The DSB spoke with David Broadway, the outgoing chair of the Technology Advisory Committee (TAC). In this interview for our newsletter, David discusses the role of the TAC, how it has evolved, the creation and future of the UPI standard, how people can get involved and more.
1. What do you see as the role of the TAC?
David: To me it’s very much about the service provided by the DSB – its scope and how it is delivered. A key aspect of the TAC’s work is to assist the DSB in its assessment of the responses to the consultation process, insofar as they provide feedback on ideas to extend and improve the service offering and the technology stack that supports it; the way in which users can access it; and the priority that should be assigned to changes in these respects.
Besides that, the TAC may be asked to advise on requirements that might arise due to more specific developments, such as the designation of the DSB to become the UPI Service Provider.
2. How do you think the focus of the TAC has evolved over your tenure as TAC Chair?
David: Whereas in the first year, the discussions were more about enhancing the service that users see day-to-day, the last year has seen a greater focus on resilience, working to enhance the DSB’s security policy and strategy and the appointment of a Chief Information Security Officer; as well as on business continuity and failover arrangements.
We have also dedicated time, through a specific sub-group, to assist the DSB in its consideration of the high level functional and work-flow requirements to assign UPIs, both as part of the ISIN workflows and independently for users in markets where the ISIN may not be mandatory.
3. Can you tell us more about the creation of the UPI standard and the work of the TAC?
David: In addition to designating the DSB as the UPI service provider, the Financial Stability Board also determined that the UPI itself and the associated reference data elements should be codified in the form of an ISO standard, building on technical recommendations that were developed and published by CPMI-IOSCO.
ISO is now developing that standard, to be designated ISO 4914 in due course. This will specify the structure and format of the UPI and the associated minimum set of reference data elements necessary, depending on the asset class and type of derivative, to identify a particular OTC derivative product.
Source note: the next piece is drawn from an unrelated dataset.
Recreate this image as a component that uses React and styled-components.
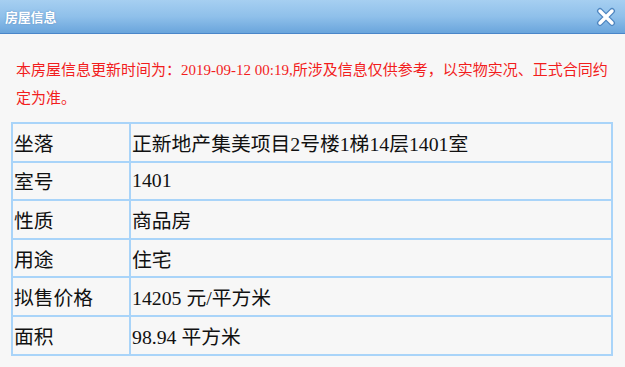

Work on this began in June and is progressing well, with an initial ballot underway to validate the work so far and receive comments from members of the relevant ISO standards committee. The next stage will be to address any comments that may be received, before moving to a full ballot of ISO member bodies on a Draft International Standard. The objective is for the final standard to be published and implemented by the DSB in good time before the FSB’s recommended adoption of the UPI by regulators in 2022.
As I mentioned earlier, the TAC’s focus has been very much on the workflows that will be needed to request and create UPIs and search the UPI Reference Data Library, leveraging on the similar processes that exist today for the ISIN. The other key aspect – the structure of the templates that will be required to capture the data and additional attributes that might be collected or derived over and above the minimum set specified in ISO 4914 – is something the DSB’s Product Committee will consider separately.
4. What do you think the TAC will be focusing on this coming year?
David: Continual improvement is an ongoing theme for the TAC, but a particular focus at this point is resilience and service availability, for which I think there will be various checkpoints to monitor.
However, to my mind implementation of the UPI clearly will be key for the DSB in the coming year and likely to be a significant area of focus for the TAC.
5. What do you think has made the TAC particularly effective, which despite being relatively new is already well established?
David: For me, that is down to two things – the quality of the individuals who make up the TAC, both in the knowledge and experience they bring to discussion and their willingness to engage; and the preparation by the management team and secretariat. My contribution is merely as a moderator in the meetings – a job that is made pretty easy by everyone else.
6. How can industry representatives feed into the work of the TAC?
David: The DSB is always in listening mode – consultation topics often begin with requests and comments from users. I would encourage anyone with thoughts on how they would like to see the service develop to contact the DSB and put them forward.
In addition, the TAC charter is deliberate in making its work transparent to the community – the full meetings are broadcast live and recordings of them published afterwards together with the materials we consider, followed by the minutes in due course. I would encourage anyone with an interest to listen in or review the materials afterwards and provide feedback to the DSB.